Penn State will play Boise State in the Fiesta Bowl at 7:30 p.m. ET on Dec. 31. Franklin is already crunching the number of hours until kickoff. Each day of preparation will be precious, he explained.
The Nittany Lions opened as a 10.5-point favorite, according to BetMGM. When the Playoff path was laid two weeks ago, the Nittany Lions’ advantageous spot in the bracket as the No. 6 seed sure felt like a massive win at the time. Now, with how suffocating Tom Allen’s defense played — headlined by two defensive touchdowns — and with how powerful Nicholas Singleton and Kaytron Allen have run the football recently, and with all the game-wreckers up and down the roster from Abdul Carter and Dani Dennis-Sutton to Tyler Warren and first-round Playoff darling Dominic DeLuca, Penn State is playing and acting like a national title contender.

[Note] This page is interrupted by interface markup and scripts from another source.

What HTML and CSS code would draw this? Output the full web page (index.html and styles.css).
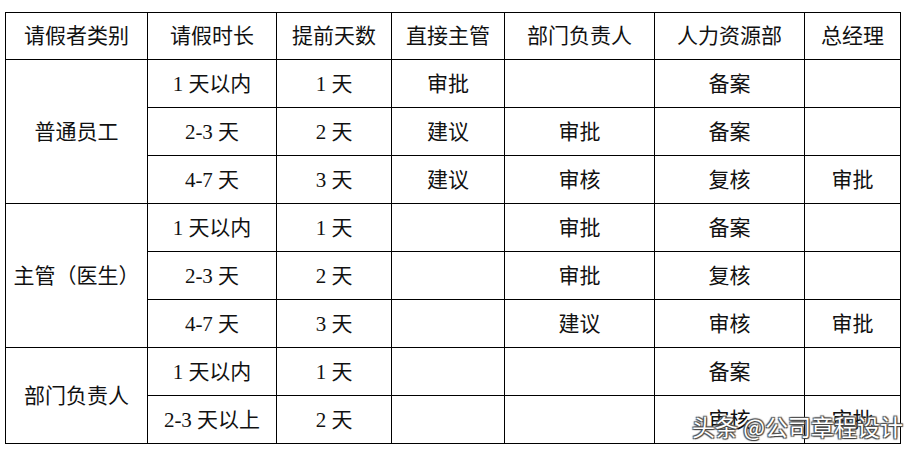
FILE: index.html
```html
<!DOCTYPE html>
<html lang="zh-CN">
<head>
<meta charset="utf-8">
<link rel="stylesheet" href="styles.css">
</head>
<body>
<div class="page">
<table class="grid">
  <colgroup>
    <col class="c1"><col class="c2"><col class="c3"><col class="c4"><col class="c5"><col class="c6"><col class="c7">
  </colgroup>
  <tr class="head">
    <td>请假者类别</td><td>请假时长</td><td>提前天数</td><td>直接主管</td><td>部门负责人</td><td>人力资源部</td><td>总经理</td>
  </tr>
  <tr><td rowspan="3">普通员工</td><td>1 天以内</td><td>1 天</td><td>审批</td><td></td><td>备案</td><td></td></tr>
  <tr><td>2-3 天</td><td>2 天</td><td>建议</td><td>审批</td><td>备案</td><td></td></tr>
  <tr><td>4-7 天</td><td>3 天</td><td>建议</td><td>审核</td><td>复核</td><td>审批</td></tr>
  <tr><td rowspan="3">主管（医生）</td><td>1 天以内</td><td>1 天</td><td></td><td>审批</td><td>备案</td><td></td></tr>
  <tr><td>2-3 天</td><td>2 天</td><td></td><td>审批</td><td>复核</td><td></td></tr>
  <tr><td>4-7 天</td><td>3 天</td><td></td><td>建议</td><td>审核</td><td>审批</td></tr>
  <tr><td rowspan="2">部门负责人</td><td>1 天以内</td><td>1 天</td><td></td><td></td><td>备案</td><td></td></tr>
  <tr><td>2-3 天以上</td><td>2 天</td><td></td><td></td><td>审核</td><td>审批</td></tr>
</table>
<div class="mark">头条 @公司章程设计</div>
</div>
</body>
</html>
```

FILE: styles.css
```css
html, body {
  margin: 0;
  padding: 0;
  background: #fff;
}
.page {
  position: relative;
  width: 918px;
  height: 456px;
  padding: 12px 0 0 5px;
  box-sizing: border-box;
}
.grid {
  border-collapse: collapse;
  table-layout: fixed;
  width: 896px;
  font-family: "Liberation Serif", "Noto Sans CJK SC", serif;
  font-size: 21px;
  color: #111;
}
.c1 { width: 142px; }
.c2 { width: 129px; }
.c3 { width: 115px; }
.c4 { width: 113px; }
.c5 { width: 150px; }
.c6 { width: 150px; }
.c7 { width: 96px; }
.grid td {
  border: 1.3px solid #000;
  text-align: center;
  vertical-align: middle;
  padding: 0;
  height: 47px;
  line-height: 24px;
}
.grid .head td {
  height: 46px;
}
.mark {
  position: absolute;
  left: 692px;
  top: 409px;
  font-family: "Noto Sans CJK SC", sans-serif;
  font-size: 23px;
  line-height: 34px;
  color: #fff;
  text-shadow: 0 0 1px #333, 1px 1px 1px #444, -1px -1px 1px #555, 1px -1px 1px #555, -1px 1px 1px #555;
}
```
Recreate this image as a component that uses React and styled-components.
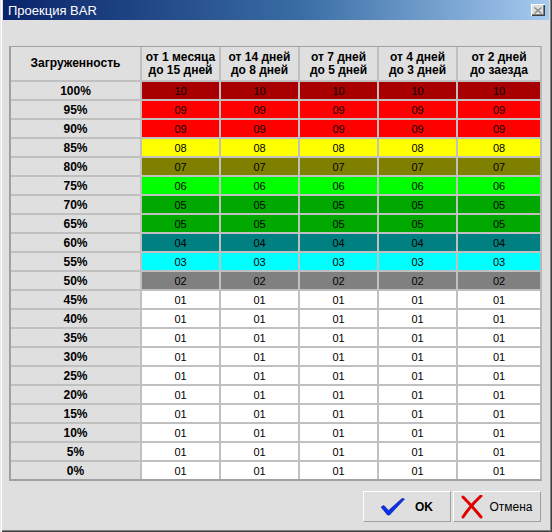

It also has the confidence of one.
One unsuccessful play shed light on just how daring Penn State plans to be this postseason. With a 14-0 lead thanks to the two pick sixes by DeLuca and Tony Rojas, Franklin opted to keep the offense on the field on fourth-and-1 at his own 19-yard line. It felt like the wrong move from the moment the offense stayed on the field deep in its own territory. It officially became the wrong decision when Drew Allar was stopped short. Penn State couldn’t pick up a yard.
There were groans from the crowd. Franklin had kept the door open for SMU with a gift-wrapped scoring opportunity in a two-possession game in the second quarter. But why Penn State went for it is exactly why this team could be dangerous this postseason: It isn’t afraid to be aggressive and to take chances. Like it did late in the game at Minnesota when it slammed the door shut by killing the clock with three fourth-down conversions, Penn State is pushing the envelope to see how far it can go.
“I told the guys we were going to call the game aggressively,” Franklin said. “I wanted them to play aggressively. I wanted (coordinators) Tom Allen and Andy Kotelnicki and Justin Lustig to call the game aggressively. Don’t play on your heels, play on your toes.”
Kotelnicki said there was no surprise or hesitation when Franklin told them this was a chance to go for it. Franklin said given the opportunity, he’d do the same thing again.
“It’s the mentality of playing to win,” Kotelnicki said. “Let’s not play on our heels. Let’s not play reactive football. Knowing that when there is adversity, a championship football team is going to respond.”
The fact that Penn State got out of that situation unscathed after DeLuca picked off Kevin Jennings for the second time was a reminder that great teams often find ways to limit or mitigate the damage when put in adverse situations.
The Playoff bracket feels wide-open, and Penn State has shown it can hang with anyone, like it did in the close Big Ten title game loss against unbeaten Oregon. According to The Athletic’s projections model, the Nittany Lions have a 75 percent chance to beat Boise State and a 39 percent chance to win the Orange Bowl and make the national title game. The latter is the second-best odds, as of Saturday evening.
“I truly believe we are the best defense in the country by far,” J-Thomas said. “Today was just another opportunity for us to show that.”
J-Thomas, one of the vocal leaders on the team, made that comment while flanked by Rojas, Allar, Singleton, Carter and DeLuca at the front of the media room. Carter showed a slight smile when J-Thomas said it, and Allar nodded.
Singleton said he believes the backfield with him and Allen is the best in the country. After Singleton delivered one punishing touchdown run, he retreated to the sideline with confidence and swagger that he hadn’t outwardly displayed much until this season.
“I said, ‘That was a violent run,’ and he screamed at me and used some words that I can’t use in this setting,” Franklin said, “and he said, ‘I’m a violent man.”
Singleton smiled when asked about it afterward.
“I’m just trying to go win,” he said.
Penn State could be doing more of that in coming weeks. For now, Saturday felt like a significant step for a program and a fan base that is reveling in the reality of a Playoff win but also dreaming about what’s still ahead.